— START OF Data segment —
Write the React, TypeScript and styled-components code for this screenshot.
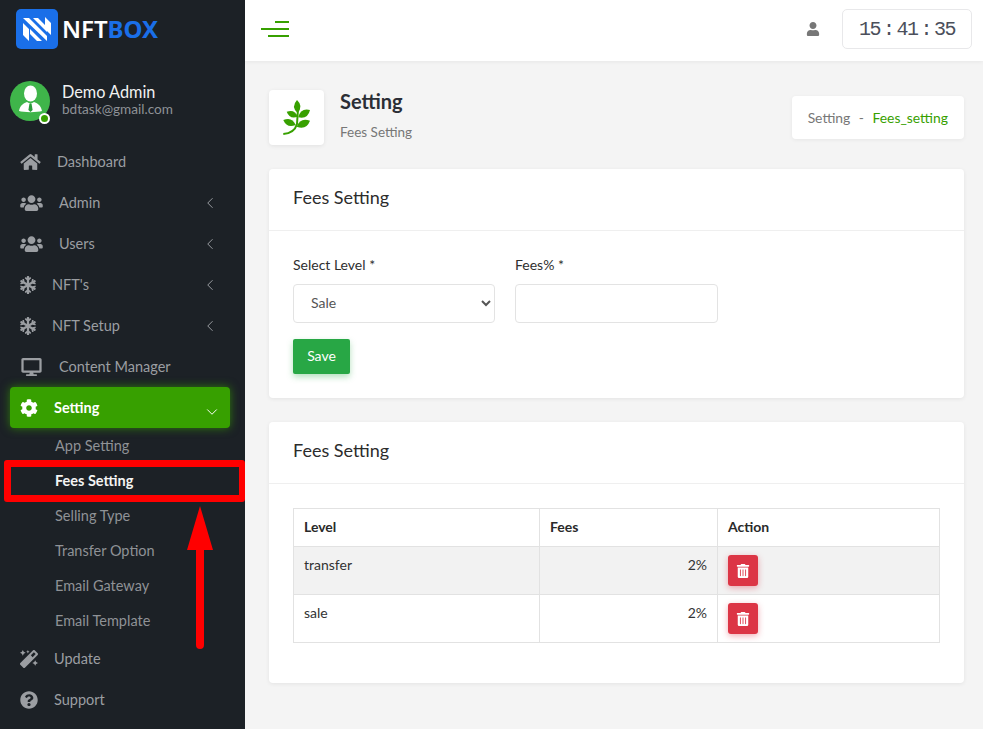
import React from "react";
import styled, { createGlobalStyle } from "styled-components";
import {
	FaHome,
	FaUsers,
	FaSnowflake,
	FaDesktop,
	FaCog,
	FaMagic,
	FaQuestionCircle,
	FaUser,
	FaTrashAlt,
} from "react-icons/fa";
import { ChevronLeft, ChevronDown } from "lucide-react";

const FONT = `Lato, "Noto Sans", "Liberation Sans", sans-serif`;

const GlobalStyle = createGlobalStyle`
	* { box-sizing: border-box; }
	html, body { margin: 0; padding: 0; background: #f4f4f4; }
	body { font-family: ${FONT}; }
`;

const Shell = styled.div`
	position: relative;
	display: flex;
	width: 983px;
	height: 729px;
	overflow: hidden;
`;

const Sidebar = styled.aside`
	flex: 0 0 245px;
	display: flex;
	flex-direction: column;
	background: #1c2126;
`;

const Brand = styled.div`
	display: flex;
	align-items: center;
	gap: 4px;
	height: 58px;
	padding-left: 16px;
`;

const BrandName = styled.span`
	font-family: "Noto Sans", sans-serif;
	font-size: 24px;
	line-height: 1;
	font-weight: 600;
	color: #fff;
	b {
		color: #1a6fe8;
		font-weight: 700;
	}
`;

const Profile = styled.div`
	display: flex;
	align-items: center;
	gap: 12px;
	margin-top: 22px;
	height: 42px;
	padding-left: 10px;
`;

const AvatarWrap = styled.div`
	position: relative;
	width: 40px;
	height: 40px;
`;

const OnlineDot = styled.span`
	position: absolute;
	right: 0;
	bottom: -3px;
	width: 11px;
	height: 11px;
	border-radius: 50%;
	background: #37a000;
	border: 2px solid #fff;
`;

const ProfileText = styled.div`
	padding-bottom: 2px;
`;

const ProfileName = styled.div`
	font-size: 16.3px;
	line-height: 18px;
	color: #f1f1f1;
`;

const ProfileMail = styled.div`
	font-size: 13.6px;
	line-height: 16px;
	color: #8e9297;
`;

const Nav = styled.nav`
	display: flex;
	flex-direction: column;
	margin-top: 19px;
`;

const NavItem = styled.div<{ $active?: boolean }>`
	display: flex;
	align-items: center;
	gap: 16px;
	height: 41px;
	margin: 0 15px 0 10px;
	padding: 0 11px 0 10px;
	border-radius: 4px;
	font-size: 14.5px;
	font-weight: ${(p) => (p.$active ? 700 : 400)};
	color: ${(p) => (p.$active ? "#fff" : "#9b9ea2")};
	background: ${(p) => (p.$active ? "#37a000" : "transparent")};
	box-shadow: ${(p) => (p.$active ? "0 0 10px rgba(55, 160, 0, 0.7)" : "none")};
`;

const NavIcon = styled.span<{ $w: number }>`
	display: flex;
	flex: none;
	svg {
		width: ${(p) => p.$w}px;
		height: 18px;
	}
`;

const NavLabel = styled.span`
	flex: 1;
`;

const OpenChevron = styled(ChevronDown)`
	margin: 8px -2px 0 2px;
`;

const SubItem = styled.div<{ $active?: boolean }>`
	display: flex;
	align-items: center;
	height: 35px;
	padding-left: 55px;
	font-size: 14.5px;
	font-weight: ${(p) => (p.$active ? 700 : 400)};
	color: ${(p) => (p.$active ? "#f4f4f4" : "#8f9296")};
`;

const Main = styled.main`
	flex: 1;
	display: flex;
	flex-direction: column;
	min-width: 0;
`;

const Topbar = styled.header`
	display: flex;
	align-items: center;
	height: 61px;
	padding: 0 11px 3px 16px;
	background: #fff;
	box-shadow: 0 1px 4px rgba(0, 0, 0, 0.06);
`;

const Burger = styled.div`
	display: flex;
	flex-direction: column;
	align-items: flex-end;
	gap: 5px;
	width: 28px;
	margin-right: auto;
`;

const BurgerLine = styled.span<{ $w: number }>`
	display: block;
	height: 2px;
	width: ${(p) => p.$w}px;
	background: #37a000;
`;

const UserIcon = styled.span`
	display: flex;
	color: #777;
	margin-right: 22px;
`;

const Clock = styled.div`
	display: flex;
	align-items: center;
	justify-content: center;
	gap: 3px;
	width: 130px;
	height: 40px;
	border: 1px solid #e8e8ea;
	border-radius: 5px;
	font-family: "Liberation Mono", monospace;
	font-size: 20px;
	letter-spacing: -1.5px;
	color: #4b4f5b;
`;

const Content = styled.div`
	display: flex;
	flex-direction: column;
	padding: 29px 19px 0 24px;
`;

const PageHead = styled.div`
	display: flex;
	align-items: center;
	height: 55px;
	margin-bottom: 24px;
`;

const IconTile = styled.div`
	display: flex;
	align-items: center;
	justify-content: center;
	width: 55px;
	height: 55px;
	margin-right: 16px;
	background: #fff;
	border-radius: 4px;
	box-shadow: 0 1px 4px rgba(0, 0, 0, 0.08);
`;

const HeadText = styled.div`
	flex: 1;
	padding-bottom: 6px;
`;

const PageTitle = styled.h1`
	margin: 0 0 10px;
	font-size: 20px;
	line-height: 24px;
	font-weight: 700;
	color: #2b2e36;
`;

const PageSub = styled.div`
	font-size: 13.5px;
	line-height: 18px;
	color: #777;
`;

const Crumbs = styled.div`
	display: flex;
	align-items: center;
	gap: 8.5px;
	height: 43px;
	padding: 0 16px;
	background: #fff;
	border-radius: 4px;
	font-size: 13.9px;
	color: #777;
	box-shadow: 0 1px 4px rgba(0, 0, 0, 0.06);
`;

const CrumbActive = styled.span`
	color: #37a000;
`;

const Card = styled.section`
	background: #fff;
	border-radius: 4px;
	margin-bottom: 24px;
	box-shadow: 0 1px 4px rgba(0, 0, 0, 0.07);
`;

const CardHead = styled.div`
	display: flex;
	align-items: center;
	height: 62px;
	padding: 0 24px 5px;
	border-bottom: 1px solid #efefef;
	font-size: 18px;
	color: #2c2c2c;
`;

const CardBody = styled.div<{ $bottom: number }>`
	padding: 24px 24px ${(p) => p.$bottom}px;
`;

const FormRow = styled.div`
	display: flex;
	gap: 20px;
	margin-bottom: 16px;
`;

const Field = styled.label<{ $w: number }>`
	display: flex;
	flex-direction: column;
	width: ${(p) => p.$w}px;
	font-size: 14px;
	line-height: 20px;
	color: #2f2f2f;
`;

const FieldLabel = styled.span`
	margin-bottom: 9px;
`;

const Select = styled.select`
	height: 39px;
	padding: 0 8px 2px 13px;
	border: 1px solid #e3e3e3;
	border-radius: 4px;
	background: #fff;
	font-family: ${FONT};
	font-size: 14px;
	color: #555;
`;

const Input = styled.input`
	height: 39px;
	border: 1px solid #e3e3e3;
	border-radius: 4px;
	background: #fff;
`;

const SaveButton = styled.button`
	display: block;
	width: 57px;
	height: 35px;
	padding: 0 0 2px;
	border: 0;
	border-radius: 2px;
	background: #28a745;
	color: #fff;
	font-family: ${FONT};
	font-size: 14px;
	box-shadow: 0 3px 6px rgba(40, 167, 69, 0.35);
`;

const Table = styled.table`
	width: 646px;
	border-collapse: collapse;
	table-layout: fixed;
	font-size: 14px;
	color: #333;
`;

const Th = styled.th<{ $w: number }>`
	width: ${(p) => p.$w}px;
	height: 38px;
	padding: 0 10px 2px;
	border: 1px solid #e2e2e2;
	text-align: left;
	font-weight: 700;
	color: #2a2a2a;
`;

const Row = styled.tr<{ $striped?: boolean }>`
	background: ${(p) => (p.$striped ? "#f2f2f2" : "#fff")};
`;

const Td = styled.td<{ $right?: boolean }>`
	height: 48px;
	padding: 8px 10px;
	border: 1px solid #e2e2e2;
	vertical-align: top;
	line-height: 20px;
	text-align: ${(p) => (p.$right ? "right" : "left")};
`;

const DeleteButton = styled.button`
	display: flex;
	align-items: center;
	justify-content: center;
	width: 30px;
	height: 31px;
	padding: 0;
	border: 0;
	border-radius: 3px;
	background: #dc3545;
	color: #fff;
	box-shadow: 0 2px 6px rgba(220, 53, 69, 0.4);
`;

// red marker drawn over the screenshot
const MarkBox = styled.div`
	position: absolute;
	left: 4px;
	top: 460px;
	width: 241px;
	height: 42px;
	border: 7px solid #ff0000;
	border-right-width: 6px;
	border-radius: 3px;
`;

const MarkArrow = styled.svg`
	position: absolute;
	left: 186px;
	top: 506px;
`;

const Logo = () => (
	<svg width="42" height="40" viewBox="0 0 42 40">
		<rect width="42" height="40" rx="5" fill="#1a6fe8" />
		<path
			d="M7 9h6l18 18v5zM17 9h5l9 9v5zM7 14l6 6v12l-6-6zM35 26l-6-6V8l6 6zM14 20l12 12h-5l-7-7z"
			fill="#fff"
		/>
	</svg>
);

const Avatar = () => (
	<svg width="40" height="40" viewBox="0 0 40 40">
		<circle cx="20" cy="20" r="20" fill="#3fb54a" />
		<ellipse cx="20.5" cy="12.5" rx="6.5" ry="8" fill="#fff" />
		<path d="M9 30c1-6 5-8 8-9l3.5 2 3.5-2c3 1 7 3 8 9-4 1.5-19 1.5-23 0z" fill="#fff" />
		<path d="M19.4 23h2.2l1 6-2.1 2-2.1-2z" fill="#2a9a3a" />
	</svg>
);

// each leaf runs from where it meets the stem out to its tip
const leaves = [
	[14.5, 13, 14, 0],
	[14.7, 16.7, 3.7, 11.7],
	[15.3, 17.3, 27, 10],
	[12.7, 25, 0.3, 20],
	[13.7, 26.7, 27, 20.7],
];

const leafPath = ([x1, y1, x2, y2]: number[]) => {
	const mx = (x1 + x2) / 2;
	const my = (y1 + y2) / 2;
	const nx = -(y2 - y1) * 0.5;
	const ny = (x2 - x1) * 0.5;
	return `M${x1} ${y1}Q${mx + nx} ${my + ny} ${x2} ${y2}Q${mx - nx} ${my - ny} ${x1} ${y1}z`;
};

const Sprig = () => (
	<svg width="28" height="35" viewBox="0 0 28 35" fill="#37a000">
		<path d="M0.3 34C7 33.5 12 31 14 24L15 9" fill="none" stroke="#37a000" strokeWidth="2" />
		{leaves.map((leaf) => (
			<path key={leaf.join()} d={leafPath(leaf)} />
		))}
	</svg>
);

const mainNav = [
	{ label: "Dashboard", icon: <FaHome />, w: 21 },
	{ label: "Admin", icon: <FaUsers />, w: 23, more: true },
	{ label: "Users", icon: <FaUsers />, w: 23, more: true },
	{ label: "NFT's", icon: <FaSnowflake />, w: 16, more: true },
	{ label: "NFT Setup", icon: <FaSnowflake />, w: 16, more: true },
	{ label: "Content Manager", icon: <FaDesktop />, w: 23 },
];

const subNav = ["App Setting", "Fees Setting", "Selling Type", "Transfer Option", "Email Gateway", "Email Template"];

const fees = [
	{ level: "transfer", fees: "2%" },
	{ level: "sale", fees: "2%" },
];

export default function App() {
	return (
		<Shell>
			<GlobalStyle />
			<Sidebar>
				<Brand>
					<Logo />
					<BrandName>
						NFT<b>BOX</b>
					</BrandName>
				</Brand>
				<Profile>
					<AvatarWrap>
						<Avatar />
						<OnlineDot />
					</AvatarWrap>
					<ProfileText>
						<ProfileName>Demo Admin</ProfileName>
						<ProfileMail>bdtask@gmail.com</ProfileMail>
					</ProfileText>
				</Profile>
				<Nav>
					{mainNav.map((item) => (
						<NavItem key={item.label}>
							<NavIcon $w={item.w}>{item.icon}</NavIcon>
							<NavLabel>{item.label}</NavLabel>
							{item.more && <ChevronLeft size={18} strokeWidth={1.3} />}
						</NavItem>
					))}
					<NavItem $active>
						<NavIcon $w={18}>
							<FaCog />
						</NavIcon>
						<NavLabel>Setting</NavLabel>
						<OpenChevron size={18} strokeWidth={1.3} />
					</NavItem>
					<div>
						{subNav.map((label) => (
							<SubItem key={label} $active={label === "Fees Setting"}>
								{label}
							</SubItem>
						))}
					</div>
					<NavItem>
						<NavIcon $w={18}>
							<FaMagic />
						</NavIcon>
						<NavLabel>Update</NavLabel>
					</NavItem>
					<NavItem>
						<NavIcon $w={18}>
							<FaQuestionCircle />
						</NavIcon>
						<NavLabel>Support</NavLabel>
					</NavItem>
				</Nav>
			</Sidebar>
			<Main>
				<Topbar>
					<Burger>
						<BurgerLine $w={14} />
						<BurgerLine $w={28} />
						<BurgerLine $w={21} />
					</Burger>
					<UserIcon>
						<FaUser size={14} />
					</UserIcon>
					<Clock>
						<span>15</span>
						<span>:</span>
						<span>41</span>
						<span>:</span>
						<span>35</span>
					</Clock>
				</Topbar>
				<Content>
					<PageHead>
						<IconTile>
							<Sprig />
						</IconTile>
						<HeadText>
							<PageTitle>Setting</PageTitle>
							<PageSub>Fees Setting</PageSub>
						</HeadText>
						<Crumbs>
							<span>Setting</span>
							<span>-</span>
							<CrumbActive>Fees_setting</CrumbActive>
						</Crumbs>
					</PageHead>
					<Card>
						<CardHead>Fees Setting</CardHead>
						<CardBody $bottom={24}>
							<FormRow>
								<Field $w={202}>
									<FieldLabel>Select Level *</FieldLabel>
									<Select defaultValue="sale">
										<option value="sale">Sale</option>
										<option value="transfer">Transfer</option>
									</Select>
								</Field>
								<Field $w={203}>
									<FieldLabel>Fees% *</FieldLabel>
									<Input />
								</Field>
							</FormRow>
							<SaveButton>Save</SaveButton>
						</CardBody>
					</Card>
					<Card>
						<CardHead>Fees Setting</CardHead>
						<CardBody $bottom={40}>
							<Table>
								<thead>
									<tr>
										<Th $w={246}>Level</Th>
										<Th $w={178}>Fees</Th>
										<Th $w={222}>Action</Th>
									</tr>
								</thead>
								<tbody>
									{fees.map((row, i) => (
										<Row key={row.level} $striped={i === 0}>
											<Td>{row.level}</Td>
											<Td $right>{row.fees}</Td>
											<Td>
												<DeleteButton>
													<FaTrashAlt size={14} />
												</DeleteButton>
											</Td>
										</Row>
									))}
								</tbody>
							</Table>
						</CardBody>
					</Card>
				</Content>
			</Main>
			<MarkBox />
			<MarkArrow width="28" height="144" viewBox="0 0 28 144">
				<path d="M14 0L27 44H18V139a4 4 0 0 1-8 0V44H1z" fill="#ff0000" />
			</MarkArrow>
		</Shell>
	);
}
— END OF Data segment —
__Your objective__: Extract every line above containing the word "screenshot".

__Written answer__:
Write the React, TypeScript and styled-components code for this screenshot.
// red marker drawn over the screenshot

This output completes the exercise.